September 25, 2020

SHIVERS and the Birth of Body Horror

SHIVERS (Blu-ray Review)
1975 / 88 min

From LIONSGATE

Review by Josey, the Sudden Cat🙀

The night I watched Shivers, I had a weird dream where I was being chased by bloody, infected maniacs like the ones in the movie. Leading the charge was co-star Lynn Lowry, only older, as she appears in one of this disc's new bonus features. Just as she was about to lock lips with me, Jeffrey Dean Morgan (who’s not in the movie) came up from behind and shot her. Afterwards, Jeff and I got on my iPad and created the world’s greatest pop song with GarageBand.

I only mention this because I’ve seen so many horror movies over the years that very few of them ever follow me into my sleep. It isn’t that Shivers is scary. Hell, it ain’t even that eerie or atmospheric. But despite some low-budget crudity and amateurism that renders parts of it unintentionally humorous - especially 45 years later - there’s something pretty damned unnerving about the movie as a whole. The fact that it’s so rough around the edges might even be a contributing factor. 


As grassroots feature film debuts go, Shivers was to David Cronenberg’s career what Night of the Living Dead was to George A. Romero’s and Last House on the Left was to Wes Craven’s...A calling card with the promise of greater things to come. One could easily argue that, artistically, Cronenberg was the most successful of the three at fulfilling that promise. Shivers is far from his best film, but without it, we may not have gotten such body-horror classics as The Brood, Scanners, Videodrome and The Fly, to say nothing of his more mature movie mind-benders that wowed critics and alienated the yahoo crowd.


Conceptually, Shivers remains one of Cronenberg’s most perverse. Sort of like Invasion of the Body Snatchers filtered through a ‘70s porno aesthetic (though it ain’t pornographic), the film features some nasty lab-grown parasites that take up residence in a swanky apartment complex, infecting their victims with an insatiable sex drive. Typical of the Cronenberg we would grow to know and love, sex and violence are mutually compatible, such as the way these big slimy critters transfer from one host to another. 


Here you go, ladies.
Though crude and cheap, with bland characters and questionable performances, this is essentially where body horror was born (in movies, anyway). On a purely visceral level, Shivers is visually and conceptually disturbing, which is pretty impressive considering the limited resources Cronenberg had at his disposal. Overall, it lacks the spit & polish of his more iconic films, but the seeds for them - and every other excursion into body horror - were planted here. 

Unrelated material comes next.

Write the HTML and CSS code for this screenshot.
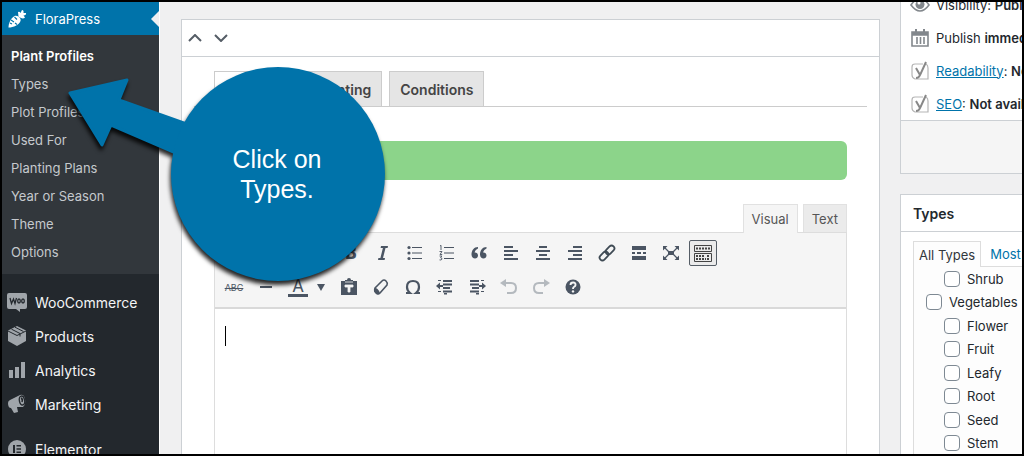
FILE: index.html
```html
<!DOCTYPE html>
<html lang="en">
<head>
<meta charset="utf-8">
<title>Plant Profiles – FloraPress</title>
<link rel="stylesheet" href="styles.css">
</head>
<body>
<div class="page">
  <nav class="menu" aria-label="Main menu">
    <a class="menu-item current" href="#">
      <svg class="menu-icon" viewBox="0 0 20 20" fill="currentColor"><path d="M1.500 18.500C1.500 14 4 9 7.500 7c3-1.500 7 2 6 5-1.500 4-7 6.500-12 6.500z"/><path d="M11.500 7.500L11 3q1.500-1 2.500 1L15 1q2 0 1.500 3L19 4q.5 2-2.500 2.500l1.500 2q-1.500 1.500-4 .5z"/><path d="M4 11l3 2M7.500 8l2.500 2.500M8 14l2 1.500M3 14l2 1" stroke="#0073aa" stroke-width="1.100"/></svg>
      <span>FloraPress</span>
    </a>
    <div class="submenu">
      <a class="active" href="#">Plant Profiles</a>
      <a href="#">Types</a>
      <a href="#">Plot Profiles</a>
      <a href="#">Used For</a>
      <a href="#">Planting Plans</a>
      <a href="#">Year or Season</a>
      <a href="#">Theme</a>
      <a href="#">Options</a>
    </div>
    <div class="menu-group">
      <a class="menu-item" href="#">
        <svg class="menu-icon" viewBox="0 0 20 20"><path fill="#a0a5aa" d="M2 1h16q2 0 2 2v12q0 2-2 2h-5v3l-4-3H2q-2 0-2-2V3q0-2 2-2z"/><path d="M3 6l1.500 5.500L6.500 7l1.500 4.500L9.500 6" fill="none" stroke="#23282d" stroke-width="1.300"/><ellipse cx="12" cy="9" rx="1.300" ry="2" fill="none" stroke="#23282d" stroke-width="1.300"/><ellipse cx="16" cy="9" rx="1.300" ry="2" fill="none" stroke="#23282d" stroke-width="1.300"/></svg>
        <span>WooCommerce</span>
      </a>
      <a class="menu-item" href="#">
        <svg class="menu-icon" viewBox="0 0 20 20"><path fill="#a0a5aa" d="M10 0l9 4.500v10.500L10 20l-9-5V4.500z"/><path d="M1 5l9 4.500L19 5M4.500 3.200l8.500 4.300v3M8 1.200l8.500 4.300" fill="none" stroke="#23282d"/></svg>
        <span>Products</span>
      </a>
      <a class="menu-item" href="#">
        <svg class="menu-icon" viewBox="0 0 20 20" fill="#a0a5aa"><path d="M2 10h4v8H2zM8 7h4v11H8zM14 2h4v16h-4z"/></svg>
        <span>Analytics</span>
      </a>
      <a class="menu-item" href="#">
        <svg class="menu-icon" viewBox="0 0 20 20"><path fill="#a0a5aa" d="M1 9q0-2 2-3l10-5q4-1 5 4t-2 8l-6 0 1 5-4 1-3-5q-3 0-3-5z"/><ellipse cx="15" cy="6.500" rx="2.600" ry="4.500" transform="rotate(-12 15 6.500)" fill="#a0a5aa" stroke="#23282d" stroke-width="1.400"/><path d="M14 4q2 1 1 4" fill="none" stroke="#23282d" stroke-width="1.500"/></svg>
        <span>Marketing</span>
      </a>
    </div>
    <a class="menu-item" href="#">
      <svg class="menu-icon" viewBox="0 0 20 20"><circle cx="10" cy="10" r="9" fill="#a0a5aa"/><path d="M6 6h2v8H6zM9.500 6H14v1.600H9.500zM9.500 9.200H14v1.600H9.500zM9.500 12.400H14V14H9.500z" fill="#23282d"/></svg>
      <span>Elementor</span>
    </a>
  </nav>

  <main class="content">
    <section class="panel profile">
      <header class="panel-head order">
        <button aria-label="Move up"><svg viewBox="0 0 14 8"><path d="M1 7l6-6 6 6"/></svg></button>
        <button aria-label="Move down"><svg viewBox="0 0 14 8"><path d="M1 1l6 6 6-6"/></svg></button>
      </header>
      <div class="profile-body">
        <div class="tabs">
          <button class="tab selected" aria-label="Profile"></button>
          <button class="tab">Planting</button>
          <button class="tab">Conditions</button>
        </div>
        <div class="sheet">
          <div class="banner"></div>
          <div class="modes">
            <button class="mode on">Visual</button>
            <button class="mode">Text</button>
          </div>
          <div class="editor">
            <div class="toolbar">
              <div class="tools">
                <select class="format" aria-label="Format"><option></option></select>
                <button class="tool bold" aria-label="Bold">B</button>
                <button class="tool" aria-label="Italic"><svg viewBox="0 0 20 20"><path d="M8 3h7l-.4 2h-2.100l-2.500 10h2l-.4 2H5l.4-2h2l2.500-10H7.600z"/></svg></button>
                <button class="tool" aria-label="Bulleted list"><svg viewBox="0 0 20 20"><circle cx="4" cy="4.500" r="1.600"/><circle cx="4" cy="10" r="1.600"/><circle cx="4" cy="15.500" r="1.600"/><path d="M7 4h10v1H7zM7 9.500h10v1H7zM7 15h10v1H7z"/></svg></button>
                <button class="tool" aria-label="Numbered list"><svg viewBox="0 0 20 20"><path d="M7 4h10v1H7zM7 9.500h10v1H7zM7 15h10v1H7z"/><path d="M3 3l1-.7V7M2.500 8.500H5L3 11.500h2.200M2.500 13h2.300l-1.200 1.700q1.600 0 1.300 1.400t-2.400.8" fill="none" stroke="#4b5563" stroke-width=".9"/></svg></button>
                <button class="tool" aria-label="Quote"><svg viewBox="0 0 20 20"><path d="M9 4C5 4 2.500 7.500 2.500 11.500c0 5 6.500 5 6.500 1 0-2-1.500-3.200-3.400-3C5.900 7.500 7.500 6.200 9 5.500zM17.500 4C13.500 4 11 7.500 11 11.500c0 5 6.500 5 6.500 1 0-2-1.500-3.200-3.400-3 .3-2 1.900-3.300 3.400-4z"/></svg></button>
                <button class="tool" aria-label="Align left"><svg viewBox="0 0 20 20"><path d="M3 3h9v2H3zM3 7h14v2H3zM3 11h9v2H3zM3 15h14v2H3z"/></svg></button>
                <button class="tool" aria-label="Align center"><svg viewBox="0 0 20 20"><path d="M6 3h8v2H6zM3 7h14v2H3zM6 11h8v2H6zM3 15h14v2H3z"/></svg></button>
                <button class="tool" aria-label="Align right"><svg viewBox="0 0 20 20"><path d="M8 3h9v2H8zM3 7h14v2H3zM8 11h9v2H8zM3 15h14v2H3z"/></svg></button>
                <button class="tool" aria-label="Link"><svg viewBox="0 0 20 20"><g fill="none" stroke="#3f4a54" stroke-width="1.800"><rect x="8" y="4.200" width="10" height="5.600" rx="2.800" transform="rotate(-45 13 7)"/><rect x="2" y="10.200" width="10" height="5.600" rx="2.800" transform="rotate(-45 7 13)"/></g></svg></button>
                <button class="tool" aria-label="Read more"><svg viewBox="0 0 20 20"><path d="M3 3h14v4H3zM3 9h3v2H3zM8 9h4v2H8zM14 9h3v2h-3zM3 13h14v4H3z"/></svg></button>
                <button class="tool" aria-label="Fullscreen"><svg viewBox="0 0 20 20"><path d="M7 8h6v4H7zM2 3h4.500L2 7.500zM18 3v4.500L13.500 3zM2 17v-4.500L6.500 17zM18 17h-4.500l4.500-4.500z"/><path d="M3 4l5 5M17 4l-5 5M3 16l5-5M17 16l-5-5" stroke="#4b5563" stroke-width="1.300"/></svg></button>
                <button class="tool pressed" aria-label="Toolbar toggle" aria-pressed="true"><svg viewBox="0 0 20 20"><path d="M1.500 2.500h17v6h-17zM1.500 10.500h17v8h-17z" fill="none" stroke="#444"/><path d="M3 5.500h14M3 13h9M14 13h3M3 16h2M6 16h7M14 16h3" stroke="#444" stroke-width="2" stroke-dasharray="2 1"/></svg></button>
              </div>
              <div class="tools">
                <button class="tool strike" aria-label="Strikethrough">ABC</button>
                <button class="tool" aria-label="Horizontal line"><svg viewBox="0 0 20 20"><path d="M4 9h12v2H4z"/></svg></button>
                <button class="tool color" aria-label="Text color">A</button>
                <button class="tool more" aria-label="More colors"><svg viewBox="0 0 10 10"><path d="M1 2h8L5 9z"/></svg></button>
                <button class="tool" aria-label="Paste as text"><svg viewBox="0 0 20 20"><path d="M2 4h4V3h2q0-2 2-2t2 2h2v1h4v14H2z"/><path d="M6 5h8M6 8h8v2h-3v5H9v-5H6z" fill="#f5f5f5" stroke="#f5f5f5" stroke-width=".8"/></svg></button>
                <button class="tool" aria-label="Clear formatting"><svg viewBox="0 0 20 20"><path d="M4 11l7-7q2-2 4 0t1 4l-7 8q-2 2-4 0t-1-5z" fill="none" stroke="#4b5563" stroke-width="1.600"/><path d="M4 11q3 0 5 5l-2 1.500-4-3z"/></svg></button>
                <button class="tool" aria-label="Special character"><svg viewBox="0 0 20 20"><path d="M3 16h4q-3-2.500-3-6 0-6 6-6t6 6q0 3.500-3 6h4" fill="none" stroke="#4b5563" stroke-width="2.200"/></svg></button>
                <button class="tool" aria-label="Decrease indent"><svg viewBox="0 0 20 20"><path d="M3 3h3v1H3zM8 3h9v2H8zM8 6.500h9v2H8zM8 10h7v2H8zM3 14h3v1H3zM8 13.500h9v2H8zM9 16h3v1.500H9zM1 9l4-3.500v2.500h3v2H5v2.500z"/></svg></button>
                <button class="tool" aria-label="Increase indent"><svg viewBox="0 0 20 20"><path d="M14 3h3v1h-3zM3 3h9v2H3zM3 6.500h9v2H3zM5 10h7v2H5zM14 14h3v1h-3zM3 13.500h9v2H3zM9 16h3v1.500H9zM19 9l-4-3.500v2.500h-3v2h3v2.500z"/></svg></button>
                <button class="tool off" aria-label="Undo"><svg viewBox="0 0 20 20"><path d="M1 6l6-4v8z"/><path d="M6 6h6q5 0 5 5t-5 5H8" fill="none" stroke="#b4b9be" stroke-width="2"/></svg></button>
                <button class="tool off" aria-label="Redo"><svg viewBox="0 0 20 20"><path d="M19 6l-6-4v8z"/><path d="M14 6H8q-5 0-5 5t5 5h4" fill="none" stroke="#b4b9be" stroke-width="2"/></svg></button>
                <button class="tool" aria-label="Help"><svg viewBox="0 0 20 20"><circle cx="10" cy="10" r="7.500"/><path d="M7.500 8q0-2.500 2.600-2.500T12.500 8q0 1-1.300 1.800T10 12" fill="none" stroke="#f5f5f5" stroke-width="1.900"/><circle cx="10" cy="14.400" r="1.200" fill="#f5f5f5"/></svg></button>
              </div>
            </div>
            <div class="writing" contenteditable="true" role="textbox" aria-label="Content"><span class="caret"></span></div>
          </div>
        </div>
      </div>
    </section>

    <aside class="side">
      <section class="panel publish">
        <ul class="facts">
          <li><svg viewBox="0 0 20 20"><path d="M1 10q9-13 18 0-9 12-18 0z" fill="none" stroke="#82878c" stroke-width="1.600"/><circle cx="10" cy="9.500" r="4.500" fill="#82878c"/><circle cx="9" cy="8" r="1.500" fill="#fff"/></svg><span>Visibility: <b>Public</b></span></li>
          <li><svg viewBox="0 0 20 20"><path d="M2 4h16v14H2zM2 7h16M7 9v7M10.500 9v7M14 9v7" fill="none" stroke="#82878c" stroke-width="1.600"/><path d="M2 4h16v3H2zM5 1h2v4H5zM13 1h2v4h-2z" fill="#82878c"/></svg><span>Publish <b>immediately</b></span></li>
          <li><svg viewBox="0 0 20 20"><path d="M13 3H5Q2 3 2 6v8q0 3 3 4h13V7q0-3-2-4" fill="none" stroke="#b5b5b5" stroke-width="1.200"/><path d="M6 7l4 7M16 1l-6 13q-1 3-4 3" fill="none" stroke="#888" stroke-width="2"/></svg><span><a href="#">Readability</a>: <b>Not available</b></span></li>
          <li><svg viewBox="0 0 20 20"><path d="M13 3H5Q2 3 2 6v8q0 3 3 4h13V7q0-3-2-4" fill="none" stroke="#b5b5b5" stroke-width="1.200"/><path d="M6 7l4 7M16 1l-6 13q-1 3-4 3" fill="none" stroke="#888" stroke-width="2"/></svg><span><a href="#">SEO</a>: <b>Not available</b></span></li>
        </ul>
        <div class="actions"></div>
      </section>
      <section class="panel types">
        <h2 class="panel-head">Types</h2>
        <div class="types-body">
          <div class="type-tabs"><button class="type-tab on">All Types</button><button class="type-tab">Most Used</button></div>
          <ul class="checks">
            <li class="child"><label><input type="checkbox">Shrub</label></li>
            <li><label><input type="checkbox">Vegetables</label></li>
            <li class="child"><label><input type="checkbox">Flower</label></li>
            <li class="child"><label><input type="checkbox">Fruit</label></li>
            <li class="child"><label><input type="checkbox">Leafy</label></li>
            <li class="child"><label><input type="checkbox">Root</label></li>
            <li class="child"><label><input type="checkbox">Seed</label></li>
            <li class="child"><label><input type="checkbox">Stem</label></li>
          </ul>
        </div>
      </section>
    </aside>
  </main>

  <div class="callout">
    <svg class="callout-shape" viewBox="0 0 350 250" fill="#0073aa"><path d="M20 43l57-13-8 20 76 27-19 26-65-28-9 20z" stroke="#0073aa" stroke-width="3" stroke-linejoin="round"/><circle cx="228" cy="124" r="107"/></svg>
    <p class="callout-text">Click on<br>Types.</p>
  </div>
</div>
</body>
</html>
```
FILE: styles.css
```css
* { box-sizing: border-box; }
body { margin: 0; font-family: Inter, "Noto Sans", sans-serif; font-size: 13px; color: #23282d; }
button { font: inherit; color: inherit; margin: 0; padding: 0; border: 0; background: none; }
ul, h2, p { margin: 0; padding: 0; list-style: none; }

.page { position: relative; display: flex; height: 100vh; border: 2px solid #000; overflow: hidden; background: #f0f0f1; }

/* Left menu */
.menu { flex: none; width: 158px; background: #23282d; border-right: 1px solid #fff; }
.menu-item { display: flex; align-items: center; gap: 8px; height: 34px; padding-left: 5px; color: #f4f5f6; font-size: 14px; text-decoration: none; }
.menu-icon { flex: none; width: 20px; height: 20px; }
.menu-item.current { height: 33px; background: #0073aa; color: #fff; font-size: 13px; }
.menu-item.current::after { content: ""; margin-left: auto; border: 8px solid transparent; border-left: 0; border-right-color: #f0f0f1; }
.submenu { display: flex; flex-direction: column; padding: 7px 0 8px 9px; background: #32373c; }
.submenu a { line-height: 28px; color: #c5c9cd; text-decoration: none; white-space: nowrap; }
.submenu .active { color: #fff; font-weight: 600; }
.menu-group { padding: 11px 0; }

/* Panels */
.content { flex: 1; min-width: 0; display: flex; gap: 20px; padding-left: 21px; }
.panel { border: 1px solid #ccd0d4; background: #fff; }
.panel-head { display: flex; align-items: center; height: 37px; border-bottom: 1px solid #ccd0d4; }
.profile { flex: 1; min-width: 0; display: flex; flex-direction: column; margin-top: 17px; border-bottom: 0; }
.order { gap: 12px; padding-left: 6px; }
.order button { display: flex; }
.order svg { width: 14px; height: 8px; fill: none; stroke: #555d66; stroke-width: 2; }
.profile-body { flex: 1; display: flex; flex-direction: column; padding: 14px 12px 0; }
.tabs { display: flex; gap: 7px; padding: 0 20px; border-bottom: 1px solid #ccc; }
.tab { height: 35px; padding: 0 10px; border: 1px solid #ccc; border-bottom: 0; background: #e5e5e5; font-size: 14px; font-weight: 600; color: #444; }
.tab.selected { width: 84px; background: #fff; }
.sheet { flex: 1; display: flex; flex-direction: column; padding: 34px 20px 0; }
.banner { height: 39px; border-radius: 6px; background: #8cd48a; }

/* Editor */
.modes { display: flex; justify-content: flex-end; gap: 5px; margin-top: 24px; }
.mode { height: 28px; padding: 0 8px; border: 1px solid #e1e1e1; border-bottom: 0; background: #ebebeb; color: #555; }
.mode.on { height: 29px; margin-bottom: -1px; background: #f5f5f5; z-index: 1; }
.editor { flex: 1; display: flex; flex-direction: column; border: 1px solid #ddd; border-bottom: 0; }
.toolbar { display: flex; flex-direction: column; gap: 6px; padding: 6px 5px; background: #f5f5f5; border-bottom: 2px solid #d9d9d9; }
.tools { display: flex; align-items: center; gap: 4px; height: 28px; }
.tool { display: flex; flex: none; align-items: center; justify-content: center; width: 28px; height: 26px; color: #4b5563; }
.tool svg { width: 20px; height: 20px; fill: #4b5563; }
.tool.off svg { fill: #b4b9be; }
.tool.pressed { border: 1px solid #555d66; border-radius: 2px; background: #ebebeb; }
.bold { font-weight: 800; font-size: 17px; }
.strike { font-size: 9px; text-decoration: line-through; }
.color { height: 20px; width: 20px; margin: 0 4px; border-bottom: 3px solid #4b5563; font-size: 17px; }
.more { width: 10px; margin-right: 5px; }
.more svg { width: 10px; height: 10px; }
.format { width: 108px; height: 22px; margin-right: 5px; border: 1px solid #ddd; background: #fff; }
.writing { flex: 1; padding: 17px 10px; outline: 0; }
.caret { display: block; width: 1px; height: 20px; background: #000; }

/* Right column */
.side { flex: none; width: 122px; white-space: nowrap; overflow: hidden; }
.side .panel { border-right: 0; }
.publish { margin-top: -15px; }
.facts li { display: flex; align-items: center; gap: 6px; height: 33px; padding-left: 9px; }
.facts svg { flex: none; width: 20px; height: 20px; }
.facts a { color: #0073aa; }
.facts b { font-weight: 600; }
.actions { height: 53px; border-top: 1px solid #ccd0d4; background: #f5f5f5; }
.types { margin-top: 20px; }
h2.panel-head { padding-left: 12px; font-size: 14px; font-weight: 600; }
.types-body { padding: 9px 0 0 12px; }
.type-tabs { display: flex; }
.type-tab { height: 26px; padding: 0 9px; color: #0073aa; border-bottom: 1px solid #ddd; }
.type-tab.on { padding: 0 5px; color: #32373c; border: 1px solid #ddd; border-bottom: 0; background: #fdfdfd; }
.checks { border-left: 1px solid #ddd; background: #fdfdfd; padding-left: 12px; }
.checks li { height: 23px; }
.checks li:nth-child(even) { height: 24px; }
.checks .child { padding-left: 18px; }
.checks label { display: flex; align-items: center; gap: 7px; height: 100%; }
.checks input { appearance: none; flex: none; width: 16px; height: 16px; margin: 0; border: 1px solid #7e8993; border-radius: 4px; background: #fff; }

/* Callout over the page */
.callout { position: absolute; left: 48px; top: 48px; width: 350px; height: 250px; }
.callout-shape { width: 100%; height: 100%; filter: drop-shadow(-1px 4px 2px rgba(0, 0, 0, .85)); }
.callout-text { position: absolute; left: 120px; top: 94px; width: 214px; text-align: center; color: #fff; font: 25px/30px "Liberation Sans", sans-serif; }
```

In that context, Shivers is nearly as influential as Night of the Living Dead and Halloween. But even back then, it was obvious David Cronenberg was less interested in scaring an audience than getting under their skin (no pun intended). With hindsight, I suppose it was inevitable that he'd eventually leave the genre behind because, unlike most of his peers, he knew exploring human nature’s nasty side wasn’t necessarily limited to traditional horror. 


For this Blu-ray - #18 in the Vestron Collector’s Series - Shivers is nicely restored and comes with a great batch of bonus material, some of which feature Cronenberg himself, who clearly appreciates what it meant to his career. The film itself ain’t exactly a masterpiece, but it’s certainly an interesting look at an audacious director’s humble beginnings and the birth of body horror. The concept alone might even be creepy enough to stick around in your head for a while. Sweet dreams!


EXTRA KIBBLES

NEW INTERVIEWS - “Mind Over Matter” (writer/director David Cronenberg); “Good Night Nurse” (co-star Lynn Lowry); “Outside and Within” (Make-up FX artist Joe Biasco); “Celebrating Cinepix” (Greg Dunning, son of Cinepix founder John Dunning, who produced Shivers).

ARCHIVAL INTERVIEWS - David Ceonenberg, from 1998.

2 AUDIO COMMENTARIES - 1) by Cronenberg; 2) by co-producer Don Carmody.

STILL GALLERY - Movie stills. There’s also an optional archival audio interview with producer John Dunning.

2 TRAILERS

TV & RADIO SPOTS - After being retitled They Came from Within for the US.

DIGITAL COPY

KITTY CONSENSUS:

PURR-R-R...LIKE A GOOD SCRATCH BEHIND THE EARS.